Retype the whole listing verbatim and keep the pictures out of it.
|---|
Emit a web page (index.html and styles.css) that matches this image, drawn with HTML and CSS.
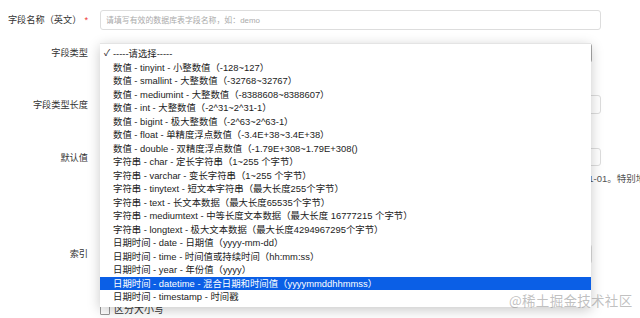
FILE: index.html
```html
<!DOCTYPE html>
<html lang="zh-CN">
<head>
    <meta charset="UTF-8">
    <meta name="viewport" content="width=device-width, initial-scale=1.0">
    <title>新增字段</title>
    <link rel="stylesheet" href="styles.css">
</head>
<body>
    <div class="form">
        <div class="row row-name">
            <label class="label">字段名称（英文）<span class="required">*</span></label>
            <div class="field">
                <input type="text" class="input" placeholder="请填写有效的数据库表字段名称，如：demo">
            </div>
        </div>

        <div class="row row-type">
            <label class="label">字段类型</label>
            <div class="field">
                <div class="input select-box focused"></div>
            </div>
        </div>

        <div class="row row-length">
            <label class="label">字段类型长度</label>
            <div class="field">
                <input type="text" class="input">
            </div>
        </div>

        <div class="row row-default">
            <label class="label">默认值</label>
            <div class="field">
                <input type="text" class="input">
                <p class="hint">默认值为字段的初始值，不填写则为空；数值类型请直接填写数字，字符串类型填写内容，日期类型的格式如 2019-01-01。特别地，时间戳可填写当前时间</p>
            </div>
        </div>

        <div class="row row-index">
            <label class="label">索引</label>
            <div class="field">
                <div class="input select-box"></div>
            </div>
        </div>

        <div class="row row-case">
            <span class="label"></span>
            <div class="field">
                <label class="check"><span class="box"></span>区分大小写</label>
            </div>
        </div>
    </div>

    <!-- native select popup, open over the form -->
    <ul class="menu">
        <li class="checked">-----请选择-----</li>
        <li>数值 - tinyint - 小整数值（-128~127）</li>
        <li>数值 - smallint - 大整数值（-32768~32767）</li>
        <li>数值 - mediumint - 大整数值（-8388608~8388607）</li>
        <li>数值 - int - 大整数值（-2^31~2^31-1）</li>
        <li>数值 - bigint - 极大整数值（-2^63~2^63-1）</li>
        <li>数值 - float - 单精度浮点数值（-3.4E+38~3.4E+38）</li>
        <li>数值 - double - 双精度浮点数值（-1.79E+308~1.79E+308()</li>
        <li>字符串 - char - 定长字符串（1~255 个字节）</li>
        <li>字符串 - varchar - 变长字符串（1~255 个字节）</li>
        <li>字符串 - tinytext - 短文本字符串（最大长度255个字节）</li>
        <li>字符串 - text - 长文本数据（最大长度65535个字节）</li>
        <li>字符串 - mediumtext - 中等长度文本数据（最大长度 16777215 个字节）</li>
        <li>字符串 - longtext - 极大文本数据（最大长度4294967295个字节）</li>
        <li>日期时间 - date - 日期值（yyyy-mm-dd）</li>
        <li>日期时间 - time - 时间值或持续时间（hh:mm:ss）</li>
        <li>日期时间 - year - 年份值（yyyy）</li>
        <li class="active">日期时间 - datetime - 混合日期和时间值（yyyymmddhhmmss）</li>
        <li>日期时间 - timestamp - 时间戳</li>
    </ul>

    <div class="watermark">@稀土掘金技术社区</div>
</body>
</html>
```

FILE: styles.css
```css
body {
    margin: 0;
    background: #fff;
    font-family: "Liberation Sans", "Noto Sans CJK SC", sans-serif;
    color: #333;
    overflow: hidden;
    height: 318px;
    position: relative;
}
.form {
    padding-top: 10px;
}
.row {
    display: grid;
    grid-template-columns: 88px 501px;
    column-gap: 12px;
    align-items: start;
}
.label {
    font-size: 9.2px;
    line-height: 20px;
    text-align: right;
    color: #333;
    white-space: nowrap;
}
.required {
    color: #e33;
    margin-left: 3px;
}
.input {
    display: block;
    box-sizing: border-box;
    width: 100%;
    height: 20px;
    border: 1px solid #ddd;
    border-radius: 3px;
    padding: 0 5px;
    font-family: inherit;
    font-size: 7.9px;
    background: #fff;
}
.input::placeholder {
    color: #aaa;
}
.select-box {
    width: 492px;
}
.select-box.focused {
    border-color: #aaa;
}
.row-type {
    margin-top: 13px;
}
.row-length {
    margin-top: 32px;
}
.row-length .input {
    height: 19px;
}
.row-default {
    margin-top: 33px;
}
.row-default .input {
    height: 18px;
}
.hint {
    width: 540px;
    overflow: hidden;
    margin: 6px 0 0;
    font-size: 9.5px;
    line-height: 14px;
    color: #555;
    white-space: nowrap;
}
.row-index {
    margin-top: 58px;
}
.row-case {
    margin-top: 39px;
}
.check {
    display: flex;
    align-items: center;
    gap: 4px;
    font-size: 10px;
    line-height: 14px;
    color: #333;
}
.box {
    width: 8px;
    height: 8px;
    border: 1px solid #999;
    border-radius: 1px;
    background: #fff;
}
.menu {
    position: absolute;
    left: 100px;
    top: 43px;
    width: 491px;
    margin: 0;
    padding: 3px 0;
    list-style: none;
    background: #fff;
    border-top: 1px solid #e4e4e4;
    box-shadow: 0 3px 12px rgba(0, 0, 0, 0.22);
    font-size: 9.4px;
    line-height: 13.5px;
    color: #222;
}
.menu li {
    padding-left: 13px;
    white-space: nowrap;
    position: relative;
}
.menu li.checked::before {
    content: "✓";
    position: absolute;
    left: 4px;
    font-size: 9px;
}
.menu li.active {
    background: #0b5fe6;
    color: #fff;
}
.watermark {
    position: absolute;
    left: 509px;
    top: 290px;
    font-size: 13.5px;
    line-height: 20px;
    color: rgba(140, 140, 140, 0.55);
    font-family: "Noto Sans CJK SC", sans-serif;
    letter-spacing: 0.3px;
}
```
|---|
◆ REPLY ◆
Emit a web page (index.html and styles.css) that matches this image, drawn with HTML and CSS.
FILE: index.html
```html
<!DOCTYPE html>
<html lang="zh-CN">
<head>
    <meta charset="UTF-8">
    <meta name="viewport" content="width=device-width, initial-scale=1.0">
    <title>新增字段</title>
    <link rel="stylesheet" href="styles.css">
</head>
<body>
    <div class="form">
        <div class="row row-name">
            <label class="label">字段名称（英文）<span class="required">*</span></label>
            <div class="field">
                <input type="text" class="input" placeholder="请填写有效的数据库表字段名称，如：demo">
            </div>
        </div>

        <div class="row row-type">
            <label class="label">字段类型</label>
            <div class="field">
                <div class="input select-box focused"></div>
            </div>
        </div>

        <div class="row row-length">
            <label class="label">字段类型长度</label>
            <div class="field">
                <input type="text" class="input">
            </div>
        </div>

        <div class="row row-default">
            <label class="label">默认值</label>
            <div class="field">
                <input type="text" class="input">
                <p class="hint">默认值为字段的初始值，不填写则为空；数值类型请直接填写数字，字符串类型填写内容，日期类型的格式如 2019-01-01。特别地，时间戳可填写当前时间</p>
            </div>
        </div>

        <div class="row row-index">
            <label class="label">索引</label>
            <div class="field">
                <div class="input select-box"></div>
            </div>
        </div>

        <div class="row row-case">
            <span class="label"></span>
            <div class="field">
                <label class="check"><span class="box"></span>区分大小写</label>
            </div>
        </div>
    </div>

    <!-- native select popup, open over the form -->
    <ul class="menu">
        <li class="checked">-----请选择-----</li>
        <li>数值 - tinyint - 小整数值（-128~127）</li>
        <li>数值 - smallint - 大整数值（-32768~32767）</li>
        <li>数值 - mediumint - 大整数值（-8388608~8388607）</li>
        <li>数值 - int - 大整数值（-2^31~2^31-1）</li>
        <li>数值 - bigint - 极大整数值（-2^63~2^63-1）</li>
        <li>数值 - float - 单精度浮点数值（-3.4E+38~3.4E+38）</li>
        <li>数值 - double - 双精度浮点数值（-1.79E+308~1.79E+308()</li>
        <li>字符串 - char - 定长字符串（1~255 个字节）</li>
        <li>字符串 - varchar - 变长字符串（1~255 个字节）</li>
        <li>字符串 - tinytext - 短文本字符串（最大长度255个字节）</li>
        <li>字符串 - text - 长文本数据（最大长度65535个字节）</li>
        <li>字符串 - mediumtext - 中等长度文本数据（最大长度 16777215 个字节）</li>
        <li>字符串 - longtext - 极大文本数据（最大长度4294967295个字节）</li>
        <li>日期时间 - date - 日期值（yyyy-mm-dd）</li>
        <li>日期时间 - time - 时间值或持续时间（hh:mm:ss）</li>
        <li>日期时间 - year - 年份值（yyyy）</li>
        <li class="active">日期时间 - datetime - 混合日期和时间值（yyyymmddhhmmss）</li>
        <li>日期时间 - timestamp - 时间戳</li>
    </ul>

    <div class="watermark">@稀土掘金技术社区</div>
</body>
</html>
```

FILE: styles.css
```css
body {
    margin: 0;
    background: #fff;
    font-family: "Liberation Sans", "Noto Sans CJK SC", sans-serif;
    color: #333;
    overflow: hidden;
    height: 318px;
    position: relative;
}
.form {
    padding-top: 10px;
}
.row {
    display: grid;
    grid-template-columns: 88px 501px;
    column-gap: 12px;
    align-items: start;
}
.label {
    font-size: 9.2px;
    line-height: 20px;
    text-align: right;
    color: #333;
    white-space: nowrap;
}
.required {
    color: #e33;
    margin-left: 3px;
}
.input {
    display: block;
    box-sizing: border-box;
    width: 100%;
    height: 20px;
    border: 1px solid #ddd;
    border-radius: 3px;
    padding: 0 5px;
    font-family: inherit;
    font-size: 7.9px;
    background: #fff;
}
.input::placeholder {
    color: #aaa;
}
.select-box {
    width: 492px;
}
.select-box.focused {
    border-color: #aaa;
}
.row-type {
    margin-top: 13px;
}
.row-length {
    margin-top: 32px;
}
.row-length .input {
    height: 19px;
}
.row-default {
    margin-top: 33px;
}
.row-default .input {
    height: 18px;
}
.hint {
    width: 540px;
    overflow: hidden;
    margin: 6px 0 0;
    font-size: 9.5px;
    line-height: 14px;
    color: #555;
    white-space: nowrap;
}
.row-index {
    margin-top: 58px;
}
.row-case {
    margin-top: 39px;
}
.check {
    display: flex;
    align-items: center;
    gap: 4px;
    font-size: 10px;
    line-height: 14px;
    color: #333;
}
.box {
    width: 8px;
    height: 8px;
    border: 1px solid #999;
    border-radius: 1px;
    background: #fff;
}
.menu {
    position: absolute;
    left: 100px;
    top: 43px;
    width: 491px;
    margin: 0;
    padding: 3px 0;
    list-style: none;
    background: #fff;
    border-top: 1px solid #e4e4e4;
    box-shadow: 0 3px 12px rgba(0, 0, 0, 0.22);
    font-size: 9.4px;
    line-height: 13.5px;
    color: #222;
}
.menu li {
    padding-left: 13px;
    white-space: nowrap;
    position: relative;
}
.menu li.checked::before {
    content: "✓";
    position: absolute;
    left: 4px;
    font-size: 9px;
}
.menu li.active {
    background: #0b5fe6;
    color: #fff;
}
.watermark {
    position: absolute;
    left: 509px;
    top: 290px;
    font-size: 13.5px;
    line-height: 20px;
    color: rgba(140, 140, 140, 0.55);
    font-family: "Noto Sans CJK SC", sans-serif;
    letter-spacing: 0.3px;
}
```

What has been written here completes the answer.